There are benefits of being reminded of one’s own mortality, but a part of me finds such reminders unpleasant—not because I fear death or because I lack faith in what purportedly comes after: I don’t fear death, nor do I lack faith in what purportedly comes after. It’s just that, as I mention in the foregoing paragraph, as much as I’d like to think I can bend the universe to my will (at least a tiny bit), it will only bend so far, if any at all. And frankly, a part of me asks, “If it won’t bend at all, what’s the point?”

At any rate, to borrow a phrase from Elder Joseph B. Wirthin, formerly of the Quorum of the Twelve Apostles of the Church of Jesus Christ of Latter-day Saints, whatever lies ahead, for however long mortality endures for me, “Come what may, and love it.” (Candidly, “come what may” is the easy part of that phrase; it’s the loving it that I have a problem with.)

As for a perhaps-untimely passing, and as for contemplating one’s own mortality, in the immortal words of Job, “Though skin worms destroy this body, I know that in my flesh I shall see God.” In the immortal words of Paul the Apostle, “For as in Adam all die, even so in Christ shall all be made alive.”

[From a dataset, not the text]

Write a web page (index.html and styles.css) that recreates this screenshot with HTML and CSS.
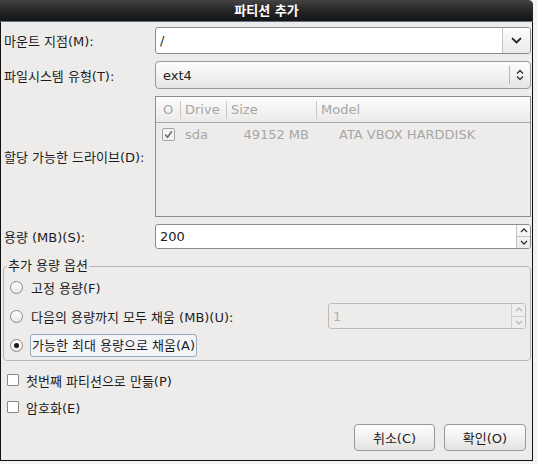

And part of our calling as members of the body of Christ, in the words of the prophet-king Benjamin in the Book of Mormon, is to “mourn with those that mourn,” and to “comfort those that stand in need of comfort.” And as the Doctrine and Covenants of the Church of Jesus Christ of Latter-day Saints put it, “Thou shalt live together in love, insomuch that thou shalt weep for the loss of them that die.” But, as the Psalmist wrote, “Weeping may endure for a night, but joy cometh in the morning.”

I know not how long mortality may endure. The only thing I can do is labor in the garden as long as that day shall last.